Good morning! The latest issue of Commonweal marks 100 years of publication for the magazine. I have my differences with the magazine, but the editors have always run an interesting back of the book. In the latest issue, we have George Scialabba on Charles Taylor’s latest book, Phil Klay on Evelyn Waugh (which wasn’t quite as interesting as I had hoped), and Anthony Domestico on the dreary business of journalism in Wilfrid Sheed’s novels, among other tidbits. Here’s a snippet from Domestico’s piece, which is my favorite of the three above:

This familiarity with the world of magazines, its crummy offices and frenetic closing days, sometimes led Sheed to wry affection. “There has never been a cult of personality at Commonweal,” he wrote in a reflection for the magazine, “for which, on the whole, the Lord be thanked and the saints be praised.” It also could lead to a kind of depressive realism. He recognized what it was like to have a piece due and not much to go on. “Max picked up the play again, reluctantly, and resumed the dreary business of accreting an opinion,” he writes in Max Jamison, his 1970 novel about a disillusioned critic. (Is there any other kind?) If Sheed knew the pain of trying to juice eight hundred words out of a bad play, he also knew what it was like to receive the result of such a struggle. “Shabby unsolicited manuscripts concerning which he had to scribble shabby opinions…that was Thursday morning for you,” he writes in the recently reissued Office Politics. That 1976 novel comically depicts life at The Outsider—a small but venerable magazine that, with its simultaneous commitment to, and critiques of, liberalism, shares some DNA with Commonweal. (After the title page, Sheed asserts, “The Outsider resembles no magazine living or dead.” Trust the novel’s details, not the author’s note.)

More:

Sheed is very good on the small details of office life. Office Politics features painfully awkward meetings and even worse after-work drinks. It captures what life is like at the beginning of the week (“Monday morning was no man’s land between home atmosphere and office atmosphere”) and what it’s like at the end of the week (“He would have said the Gettysburg address was too damn long on a Friday”). All of the modern office types are here. There’s the new guy with a confident disposition and no expertise brought in to tidy things up, a consultant avant la lettre. “I’d like to get some idea what you do, George,” this oaf declares. “What’s your end of the operation exactly?” Then there’s the wiseass who thinks he’s above it all while tirelessly battling for a better position. There’s the old-timer who appears kindly but secretly hates everyone. There’s the office manager whose campaign to paint the office a new color is endless. “It seems to me it isn’t right to be influenced that much by anybody, to think about anybody that much,” George says of his boss toward the novel’s end. You don’t have to have worked in magazines to appreciate the sentiment.

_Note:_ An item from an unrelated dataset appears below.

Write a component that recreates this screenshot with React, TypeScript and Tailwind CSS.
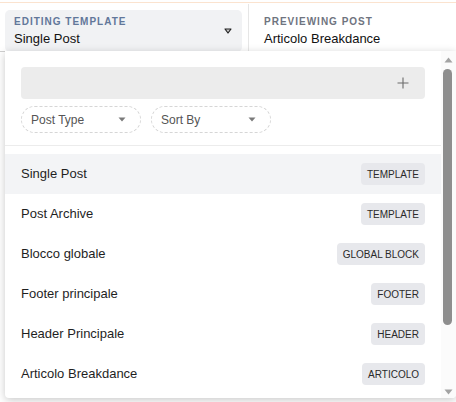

But if you have worked in magazines, or if (like me) you just love them, the specifics of Office Politics are even more delightful. The down-at-heel office space, with its “four tiny editorial offices separated by duckboard partitions,” is perfectly imagined, from the water coolers that demand “groveling for a little dribble of warm water” to the staff “sitting under blinking fluorescent lights that nobody got around to fixing.” (I have been to the Commonweal office for lunch and Christmas parties; this is accurate.) The problem with starting to quote Wilfrid Sheed is that it’s hard to stop; the man was constitutionally incapable of writing a stiff sentence.

Congrats to Commonweal on a hundred years of publication. They have run some great pieces over the years, and keeping a magazine in print for a century is no easy task. Bravo.